■ What you are asked to do ■
Count the lines in the data below where the string "styles" occurs, please, and give the number alone.
______
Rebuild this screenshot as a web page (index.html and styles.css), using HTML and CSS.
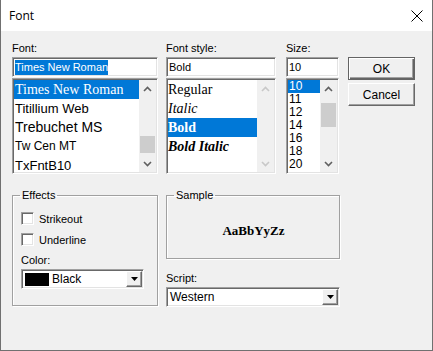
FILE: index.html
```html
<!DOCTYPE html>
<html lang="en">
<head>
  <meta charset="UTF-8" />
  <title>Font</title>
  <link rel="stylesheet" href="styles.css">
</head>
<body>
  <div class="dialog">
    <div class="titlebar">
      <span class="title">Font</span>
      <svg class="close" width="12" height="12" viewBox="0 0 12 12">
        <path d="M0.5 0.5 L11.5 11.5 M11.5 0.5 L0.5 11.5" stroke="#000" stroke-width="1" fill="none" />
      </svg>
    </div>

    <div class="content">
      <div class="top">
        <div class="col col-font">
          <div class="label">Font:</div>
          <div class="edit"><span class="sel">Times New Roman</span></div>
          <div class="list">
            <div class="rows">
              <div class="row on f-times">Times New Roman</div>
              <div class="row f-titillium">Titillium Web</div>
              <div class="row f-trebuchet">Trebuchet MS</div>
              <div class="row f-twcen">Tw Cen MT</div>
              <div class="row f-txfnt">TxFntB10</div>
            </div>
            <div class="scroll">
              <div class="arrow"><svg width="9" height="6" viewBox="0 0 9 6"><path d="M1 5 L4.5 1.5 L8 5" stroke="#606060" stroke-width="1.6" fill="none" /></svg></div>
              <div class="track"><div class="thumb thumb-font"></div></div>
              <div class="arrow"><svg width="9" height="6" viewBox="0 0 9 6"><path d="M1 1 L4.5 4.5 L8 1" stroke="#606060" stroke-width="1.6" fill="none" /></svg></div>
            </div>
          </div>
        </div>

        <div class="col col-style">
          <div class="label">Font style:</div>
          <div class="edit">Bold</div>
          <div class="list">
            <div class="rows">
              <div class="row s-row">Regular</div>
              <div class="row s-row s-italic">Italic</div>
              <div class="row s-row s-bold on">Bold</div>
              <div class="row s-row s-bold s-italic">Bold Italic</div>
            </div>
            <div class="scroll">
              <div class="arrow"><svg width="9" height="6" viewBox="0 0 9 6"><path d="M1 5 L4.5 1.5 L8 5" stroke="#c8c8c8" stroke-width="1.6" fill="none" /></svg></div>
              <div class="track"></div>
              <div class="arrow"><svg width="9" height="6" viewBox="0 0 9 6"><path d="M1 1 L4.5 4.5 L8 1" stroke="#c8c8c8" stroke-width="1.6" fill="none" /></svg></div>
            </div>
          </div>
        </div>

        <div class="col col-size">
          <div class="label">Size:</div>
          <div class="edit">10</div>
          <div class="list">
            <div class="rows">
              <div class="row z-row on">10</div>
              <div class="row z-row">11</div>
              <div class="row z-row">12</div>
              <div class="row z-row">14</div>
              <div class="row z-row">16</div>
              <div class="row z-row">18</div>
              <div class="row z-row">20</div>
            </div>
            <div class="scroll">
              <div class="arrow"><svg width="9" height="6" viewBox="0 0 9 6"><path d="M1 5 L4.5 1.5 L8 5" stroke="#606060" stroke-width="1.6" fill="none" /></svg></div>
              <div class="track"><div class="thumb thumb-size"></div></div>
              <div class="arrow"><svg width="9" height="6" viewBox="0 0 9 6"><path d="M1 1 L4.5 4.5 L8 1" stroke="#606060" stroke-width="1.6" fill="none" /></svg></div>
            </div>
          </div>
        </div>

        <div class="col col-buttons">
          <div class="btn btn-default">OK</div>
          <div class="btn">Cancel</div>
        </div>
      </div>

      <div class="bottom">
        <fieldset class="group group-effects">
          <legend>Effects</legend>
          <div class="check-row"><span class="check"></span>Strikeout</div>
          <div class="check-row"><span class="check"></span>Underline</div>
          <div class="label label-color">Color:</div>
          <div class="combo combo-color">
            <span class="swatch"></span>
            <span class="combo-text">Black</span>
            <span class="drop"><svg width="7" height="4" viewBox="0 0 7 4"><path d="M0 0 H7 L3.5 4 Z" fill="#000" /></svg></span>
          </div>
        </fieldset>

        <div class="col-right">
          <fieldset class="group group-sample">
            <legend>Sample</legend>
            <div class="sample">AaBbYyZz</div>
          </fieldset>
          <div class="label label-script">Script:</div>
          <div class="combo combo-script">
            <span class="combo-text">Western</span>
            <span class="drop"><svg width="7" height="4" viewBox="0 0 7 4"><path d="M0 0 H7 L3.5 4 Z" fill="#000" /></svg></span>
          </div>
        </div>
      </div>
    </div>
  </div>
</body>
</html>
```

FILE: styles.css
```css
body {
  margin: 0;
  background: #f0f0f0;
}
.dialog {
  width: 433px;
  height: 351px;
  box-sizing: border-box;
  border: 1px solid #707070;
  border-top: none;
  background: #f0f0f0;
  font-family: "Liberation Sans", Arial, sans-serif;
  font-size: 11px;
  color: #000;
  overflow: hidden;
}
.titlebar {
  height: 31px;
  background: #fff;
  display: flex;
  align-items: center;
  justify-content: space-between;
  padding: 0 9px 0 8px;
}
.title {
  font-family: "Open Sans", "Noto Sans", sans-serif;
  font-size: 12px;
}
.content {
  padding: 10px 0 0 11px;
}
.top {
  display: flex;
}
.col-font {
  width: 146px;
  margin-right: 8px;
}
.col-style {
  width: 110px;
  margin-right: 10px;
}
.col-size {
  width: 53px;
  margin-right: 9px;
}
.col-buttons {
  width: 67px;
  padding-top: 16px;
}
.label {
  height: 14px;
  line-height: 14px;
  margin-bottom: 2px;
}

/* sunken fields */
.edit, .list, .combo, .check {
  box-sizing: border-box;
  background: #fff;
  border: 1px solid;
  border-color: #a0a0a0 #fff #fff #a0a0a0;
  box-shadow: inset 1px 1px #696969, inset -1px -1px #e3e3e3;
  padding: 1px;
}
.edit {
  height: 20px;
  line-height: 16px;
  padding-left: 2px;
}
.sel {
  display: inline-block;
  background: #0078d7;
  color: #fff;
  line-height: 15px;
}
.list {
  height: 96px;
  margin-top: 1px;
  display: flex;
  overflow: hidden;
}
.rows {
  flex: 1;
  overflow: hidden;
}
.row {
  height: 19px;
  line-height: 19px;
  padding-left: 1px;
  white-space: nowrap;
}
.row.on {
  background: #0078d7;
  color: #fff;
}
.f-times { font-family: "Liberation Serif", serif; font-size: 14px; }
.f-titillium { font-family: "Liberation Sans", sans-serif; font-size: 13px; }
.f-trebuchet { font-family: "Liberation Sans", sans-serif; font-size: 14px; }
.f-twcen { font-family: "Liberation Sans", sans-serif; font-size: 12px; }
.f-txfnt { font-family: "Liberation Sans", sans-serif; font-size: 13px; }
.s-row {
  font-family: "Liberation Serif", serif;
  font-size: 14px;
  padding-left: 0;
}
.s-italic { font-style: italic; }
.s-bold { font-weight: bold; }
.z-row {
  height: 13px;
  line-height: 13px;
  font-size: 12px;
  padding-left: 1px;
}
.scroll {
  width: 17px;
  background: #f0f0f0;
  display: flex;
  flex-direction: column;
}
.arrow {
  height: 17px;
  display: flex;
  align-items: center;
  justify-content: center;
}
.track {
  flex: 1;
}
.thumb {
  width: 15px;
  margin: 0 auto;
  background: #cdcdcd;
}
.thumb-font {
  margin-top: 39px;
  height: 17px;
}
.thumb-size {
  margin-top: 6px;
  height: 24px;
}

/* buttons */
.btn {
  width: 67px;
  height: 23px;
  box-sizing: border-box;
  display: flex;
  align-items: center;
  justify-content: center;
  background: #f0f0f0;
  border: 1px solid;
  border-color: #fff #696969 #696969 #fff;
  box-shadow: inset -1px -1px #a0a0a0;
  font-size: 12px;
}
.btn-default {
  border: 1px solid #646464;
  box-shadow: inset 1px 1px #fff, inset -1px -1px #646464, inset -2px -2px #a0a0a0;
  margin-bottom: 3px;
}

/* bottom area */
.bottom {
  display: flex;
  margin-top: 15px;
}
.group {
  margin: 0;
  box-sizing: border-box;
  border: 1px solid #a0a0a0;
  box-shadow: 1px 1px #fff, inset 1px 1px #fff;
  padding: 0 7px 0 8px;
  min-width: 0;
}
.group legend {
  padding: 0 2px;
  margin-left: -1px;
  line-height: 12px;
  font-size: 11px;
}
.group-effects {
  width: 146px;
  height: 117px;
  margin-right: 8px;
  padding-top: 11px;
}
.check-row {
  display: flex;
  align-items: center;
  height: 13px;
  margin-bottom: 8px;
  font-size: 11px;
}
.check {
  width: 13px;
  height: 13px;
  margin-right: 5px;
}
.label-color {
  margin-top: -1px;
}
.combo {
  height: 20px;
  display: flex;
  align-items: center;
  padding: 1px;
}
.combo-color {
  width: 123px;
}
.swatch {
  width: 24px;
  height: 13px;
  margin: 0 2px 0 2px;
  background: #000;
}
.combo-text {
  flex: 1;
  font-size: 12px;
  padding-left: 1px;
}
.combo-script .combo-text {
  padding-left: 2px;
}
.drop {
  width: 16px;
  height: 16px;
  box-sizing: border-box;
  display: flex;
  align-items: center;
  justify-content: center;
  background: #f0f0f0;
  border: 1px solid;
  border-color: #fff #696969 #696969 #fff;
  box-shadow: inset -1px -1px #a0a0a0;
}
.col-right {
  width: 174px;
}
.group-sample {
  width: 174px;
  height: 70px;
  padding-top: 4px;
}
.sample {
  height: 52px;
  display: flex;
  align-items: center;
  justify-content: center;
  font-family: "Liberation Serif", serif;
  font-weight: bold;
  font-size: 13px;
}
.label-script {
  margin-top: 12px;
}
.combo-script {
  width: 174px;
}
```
______
■ Exercise solution ■
3